She withdrew her complaint even though Kobe Bryant recognized having had intercourse with her that night. But he believed it was fully consensual.
At the time, a young woman anonymously explained to a journalist that she had also been raped by Kobe Bryant but that she refused to file a complaint after witnessing how the press treated the last woman to do that. Following this affair, the number of complaints from individuals at the accuser’s university dropped drastically. Coincidence?
Perhaps Kobe Bryant was never found guilty but not for the right reasons. No one seemed fazed by his victory at the March 2018 Academy Awards. He received his Oscar whilst sporting a Time’s Up pin.

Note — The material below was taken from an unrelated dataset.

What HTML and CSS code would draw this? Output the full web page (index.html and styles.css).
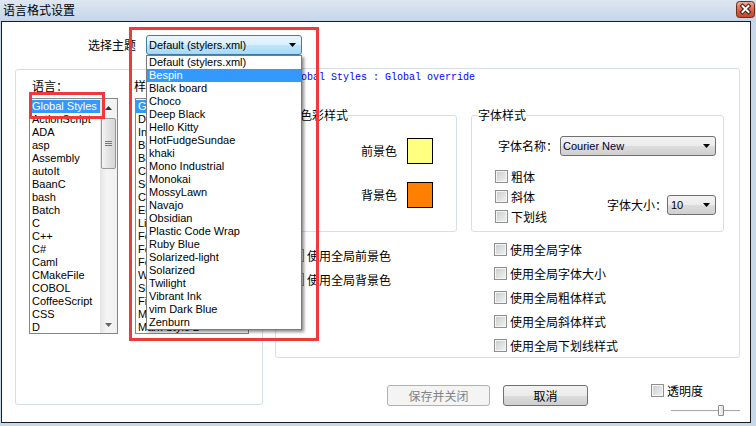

This what we call double standards.
It is now time for the legislative machine to start moving forward.
It is now time for women who have suffered from sexual abuse to have full access to their judiciary voice.
It is now time for people to be considered innocent until proven guilty.
It is now time for third parties who have no substantial information to add to the debate and yet broadcast opinions no one cares about to remain quiet so that we may hear the voices which matter most: victims and accused, justice and law.
In ancient times, the experts had the keys to knowledge and the people listened. Nowadays, everyone feels like an expert and no one listens to anyone but themselves. It is impossible to listen when social media makes it so much easier to insult, vilify anyone and rant about anything, even if one knows nothing.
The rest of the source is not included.